プロベラによるアディジェ川渡河地点の選定

 1月10日、プロベラ将軍は本部をモンタニャーナに置き、前衛をサン・ゼノーネに置いた。

 会議の中でアンジャーリ(Angiari)が渡河地点として提案され、翌朝、アンジャーリが渡河に適した地点かどうか、他に渡河に適した地点は無いかを偵察することとなった。

 1月11日朝、プロベラは、提案されたアンジャーリの地点とレニャーゴから北のアディジェ川左岸沿いを偵察させた。

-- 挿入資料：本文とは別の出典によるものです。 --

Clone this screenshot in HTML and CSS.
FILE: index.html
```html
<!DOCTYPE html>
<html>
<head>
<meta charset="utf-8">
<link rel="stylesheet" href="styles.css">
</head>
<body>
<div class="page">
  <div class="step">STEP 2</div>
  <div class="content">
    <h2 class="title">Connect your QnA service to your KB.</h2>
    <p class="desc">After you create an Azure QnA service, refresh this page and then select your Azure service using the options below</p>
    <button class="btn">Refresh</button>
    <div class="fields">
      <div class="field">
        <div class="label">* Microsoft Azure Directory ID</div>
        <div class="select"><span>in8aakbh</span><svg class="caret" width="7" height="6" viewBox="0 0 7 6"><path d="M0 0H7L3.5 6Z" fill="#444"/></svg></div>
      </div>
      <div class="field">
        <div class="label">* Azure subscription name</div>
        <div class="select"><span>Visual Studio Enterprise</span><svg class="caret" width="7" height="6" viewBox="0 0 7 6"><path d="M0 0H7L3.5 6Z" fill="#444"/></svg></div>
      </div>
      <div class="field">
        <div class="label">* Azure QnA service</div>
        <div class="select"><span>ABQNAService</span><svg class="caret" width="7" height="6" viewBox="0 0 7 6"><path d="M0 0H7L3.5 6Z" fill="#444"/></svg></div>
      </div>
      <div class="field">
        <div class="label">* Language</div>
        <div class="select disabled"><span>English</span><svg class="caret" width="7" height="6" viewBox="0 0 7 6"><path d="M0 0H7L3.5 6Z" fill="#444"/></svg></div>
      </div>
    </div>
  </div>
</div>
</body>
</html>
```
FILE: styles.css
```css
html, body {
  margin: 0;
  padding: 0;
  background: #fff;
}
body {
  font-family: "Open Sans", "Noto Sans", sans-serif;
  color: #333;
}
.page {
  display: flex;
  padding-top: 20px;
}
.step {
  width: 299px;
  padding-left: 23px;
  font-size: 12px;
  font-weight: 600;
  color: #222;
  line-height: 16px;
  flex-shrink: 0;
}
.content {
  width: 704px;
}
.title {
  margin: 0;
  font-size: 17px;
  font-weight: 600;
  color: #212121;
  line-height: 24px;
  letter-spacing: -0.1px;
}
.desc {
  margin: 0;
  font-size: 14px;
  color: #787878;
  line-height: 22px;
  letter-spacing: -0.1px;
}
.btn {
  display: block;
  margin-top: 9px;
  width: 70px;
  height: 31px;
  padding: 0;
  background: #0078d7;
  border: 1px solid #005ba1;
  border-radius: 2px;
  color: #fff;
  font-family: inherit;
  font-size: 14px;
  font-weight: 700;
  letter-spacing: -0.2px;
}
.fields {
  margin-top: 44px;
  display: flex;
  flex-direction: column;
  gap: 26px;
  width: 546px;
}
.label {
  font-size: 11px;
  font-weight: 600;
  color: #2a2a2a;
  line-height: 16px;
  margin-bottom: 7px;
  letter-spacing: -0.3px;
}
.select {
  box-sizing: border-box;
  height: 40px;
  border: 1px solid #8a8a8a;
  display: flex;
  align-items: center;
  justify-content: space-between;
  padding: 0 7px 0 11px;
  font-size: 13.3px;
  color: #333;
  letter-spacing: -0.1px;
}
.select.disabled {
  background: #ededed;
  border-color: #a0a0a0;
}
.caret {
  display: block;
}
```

 正午時点で、プロベラはアンジャーリでの渡河をまだ命じていなかった。

◎オージュローとプロベラの睨み合い

 アンジャーリから南に1時間半の所に位置するレニャーゴにはオージュロー将軍率いる師団の一部がおり、北に5時間半の所に位置するロンコにはオージュロー師団の約3,000人の兵が配置されていた。

 そして渡河地点の候補地であるアンジャーリには200人の兵が配置され、アディジェ川右岸のすべての地点で強い防衛網を構築しており、所々に砲台を設置してこれらの部隊を支援していた。

 しかもオージュローはレニャーゴからわずか5時間しか離れていないエステへの迂回機動により、プロベラ師団の後部を遮断することもできた。

 そのためプロベラはアディジェ川を渡河するための好機を待つことにしたのである。

ナポレオンの始動

 1月10日、ボナパルトはボローニャにおり、8日に行われたべヴィラックアでの戦闘と9日に行われたレニャーゴ近くでのオージュロー師団前衛への攻撃の報告とオージュローの見解を受け取った。

 ボナパルトはすぐにオージュロー師団を強化するためにボローニャにいる4,000人の内2,000人(歩兵1,400人、騎兵600騎)をランヌ将軍に率いさせフェラーラを経由してロヴィゴ(Rovigo)に向かうよう命じた。

 ランヌ将軍は11日午前4時にボローニャを出発した。

 ボナパルト自身はオーストリア軍の本格的な侵攻が始まる危険を察知し、事態の把握を行い総指揮を執るためにヴェローナに向けて出発した。